The 2021 Democratic National Committee chairmanship election was held on January 18–21, 2021, using an electronic ballot to determine the next chairperson of the Democratic National Committee (DNC).

In contrast to the 2017 election, the 2021 DNC election was uncontested. Jaime Harrison was elected chairperson in the first round of voting, succeeding Tom Perez.

== Candidates ==
On January 14, Joe Biden selected his preferred DNC leadership slate, including Jaime Harrison for chair, Jason Rae as secretary, Virginia McGregor as treasurer, and Chris Korge as national finance chair. As is usual when a Democrat controls the White House, nobody else submitted a slate of officers.

== Results ==
On January 18–21, the DNC voted on the leadership slate, with 407 in favor, 4 against, and 0 abstaining. As a result, Harrison became DNC Chair. Harrison highlighted the need to grow the Democratic Party in red states.

Results of the January 21, 2021 Democratic National Committee officer elections:

| Candidate | Round 1 |
|---|---|
| Jaime Harrison | 407 |
| No vote | 4 |
| Abstain | 0 |
| Total | 411 |

 Candidate secured enough votes to win election
 Candidate secured a plurality of votes in the round
 Candidate withdrew

The DNC elected Gretchen Whitmer, Tammy Duckworth, and Filemon Vela as vice-chairs and Keisha Lance Bottoms as vice-chair of civic engagement and voter protection. Later, in 2022, the DNC unanimously voted to add Henry R. Muñoz III as a 4th vice chair.

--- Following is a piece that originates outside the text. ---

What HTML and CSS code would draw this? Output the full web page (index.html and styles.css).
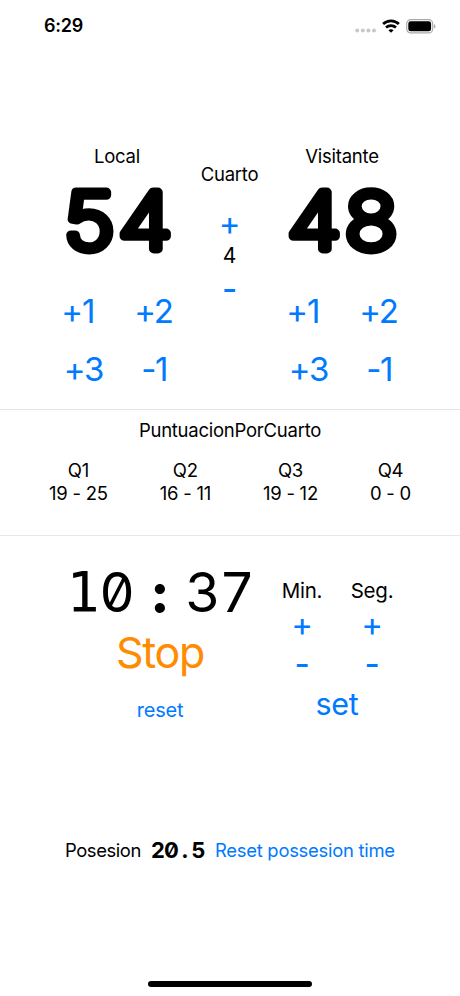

== Structural reform proposals ==
In 2020, 41 DNC members wrote a letter to Biden asking the DNC to make a series of reforms, including publicizing the list of DNC members, publicizing DNC votes & resolutions, reducing the number and power of the 75 at-large DNC members, and changing the election of these members from a slate election (yes/no vote on each slate) to a candidate election (yes/no on each candidate). In 2021, before voting on the leadership slate, the DNC voted on the rules of the election, with 318 voting for, 15 against, and 11 abstaining. One "no" voter on the leadership slate opposed the election of leaders as a slate, rather than individual candidates.